The fine follows legal action by the corporate regulator ASIC against Bit Trade Pty Ltd, launched in September last year, over its ‘margin extension’ product.

It gave Kraken customers credit to buy and sell cryptocurrencies and repay in either digital assets or fiat currencies such as US dollars. The margin extension gave them credit worth up to five times the value of the collateral asset.

ASIC argued successfully that Bit Trade’s failed to make a Target Market Determination (TMD) for the product, a legal requirement.

Companies are required by law to meet what’s known as design and distribution obligations (DDO) to ensure the products meets the needs of consumers, then distribute them in a targeted manner. A TMD is required under DDO. It’s a public document that sets out the class of consumers a financial product is likely to be appropriate for (the target market).

In August the Federal Court ruled that the margin extension was a credit facility and required a TMD because it offered margin extensions in national currencies. That meant the company breached its DDO.

It was in place from October 2021, and the 1,160 customers who used it paid fees and interest charges costing more than A$10 million. On top of that, they lost more than $7.8 million on the deals, with one investor losing almost $6.2 million.

ASIC Chair Joe Longo said TMDs ensure investors are not inappropriately marketed products that could harm them.

‘This is a significant outcome. It is ASIC’s first penalty against an entity for failing to have a TMD and a reminder for digital assets firms to consider their regulatory compliance obligations,” he said.

“ASIC believes many products offered by digital assets firms are captured by the current law, which means those products need to be properly designed and marketed to the right consumers to ensure Australians receive appropriate protections.”

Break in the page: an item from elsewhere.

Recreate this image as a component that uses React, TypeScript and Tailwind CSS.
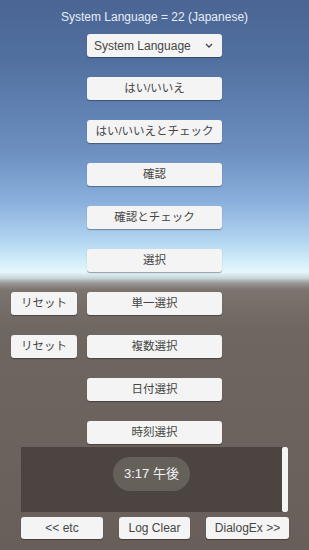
import React from 'react';

const font = { fontFamily: '"Liberation Sans", "Noto Sans CJK JP", Arial, sans-serif' };

function Btn({ label, w, jp = false }: { label: string; w: string; jp?: boolean }) {
  return (
    <button
      className={`${w} h-[23px] flex items-center justify-center rounded-[3px] bg-[#f4f4f4] text-[#464646] shadow-[0_1px_1px_rgba(0,0,0,0.35)] ${jp ? 'text-[11.5px]' : 'text-[12px]'}`}
    >
      {label}
    </button>
  );
}

const rows: { label: string; reset?: boolean }[] = [
  { label: 'はい/いいえ' },
  { label: 'はい/いいえとチェック' },
  { label: '確認' },
  { label: '確認とチェック' },
  { label: '選択' },
  { label: '単一選択', reset: true },
  { label: '複数選択', reset: true },
  { label: '日付選択' },
  { label: '時刻選択' },
];

export default function App() {
  return (
    <div
      style={font}
      className="w-[309px] h-[550px] overflow-hidden flex flex-col bg-[linear-gradient(to_bottom,#4b6594_0px,#5170a0_60px,#6b8fc0_150px,#88aedb_200px,#b0d4f0_240px,#d4eefa_262px,#e4f7fc_272px,#c8d8dc_278px,#9a9896_283px,#7b736e_290px,#6e6661_330px,#695f5a_550px)]"
    >
      <div className="h-[34px] flex items-center justify-center text-[12px] text-[#e6edf6]">
        System Language = 22 (Japanese)
      </div>

      <div className="pl-[87px]">
        <div className="w-[135px] h-[23px] flex items-center justify-between pl-[7px] pr-[9px] rounded-[3px] bg-[#f4f4f4] text-[12px] text-[#464646] shadow-[0_1px_1px_rgba(0,0,0,0.35)]">
          <span>System Language</span>
          <svg width="8" height="5" viewBox="0 0 8 5" fill="none" stroke="#464646" strokeWidth="1.3">
            <path d="M1 1l3 3 3-3" />
          </svg>
        </div>
      </div>

      {rows.map((r) => (
        <div key={r.label} className={`mt-[20px] flex gap-[10px] ${r.reset ? 'pl-[11px]' : 'pl-[87px]'}`}>
          {r.reset && <Btn label="リセット" w="w-[66px]" jp />}
          <Btn label={r.label} w="w-[135px]" jp />
        </div>
      ))}

      <div className="mt-[3px] ml-[21px] w-[267px] h-[65px] flex bg-[#4b4440]">
        <div className="flex-1 flex justify-center pt-[10px]">
          <div className="w-[77px] h-[34px] rounded-full bg-[#66605b] flex items-center justify-center text-[13px] text-[#f2f2f2]">
            3:17 午後
          </div>
        </div>
        <div className="w-[6px] h-full rounded-[2px] bg-[#f4f4f4]" />
      </div>

      <div className="mt-[5px] pl-[21px] flex gap-[16px]">
        <button className="w-[82px] h-[22px] flex items-center justify-center rounded-[3px] bg-[#f4f4f4] text-[12px] text-[#464646] shadow-[0_1px_1px_rgba(0,0,0,0.35)]">
          &lt;&lt; etc
        </button>
        <button className="w-[71px] h-[22px] flex items-center justify-center rounded-[3px] bg-[#f4f4f4] text-[12px] text-[#464646] shadow-[0_1px_1px_rgba(0,0,0,0.35)]">
          Log Clear
        </button>
        <button className="w-[83px] h-[22px] flex items-center justify-center rounded-[3px] bg-[#f4f4f4] text-[12px] text-[#464646] shadow-[0_1px_1px_rgba(0,0,0,0.35)]">
          DialogEx &gt;&gt;
        </button>
      </div>
    </div>
  );
}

Justice John Nicholas said in handing down the $8m penalty that Bit Trade “did not turn its mind to the requirement of the DDO regime until these were first drawn to its attention by ASIC” adding that it that it “points to a seriously deficient compliance system”.

The fact that Kraken continued to offer its margin extension after ASIC flagged its concerns about it being in potential breach of the law led His Honour to conclude that “Bit Trade’s contraventions were serious and motivated by a desire to maximise revenue”.

Bit Trade was also ordered to pay ASIC’s costs for the proceedings.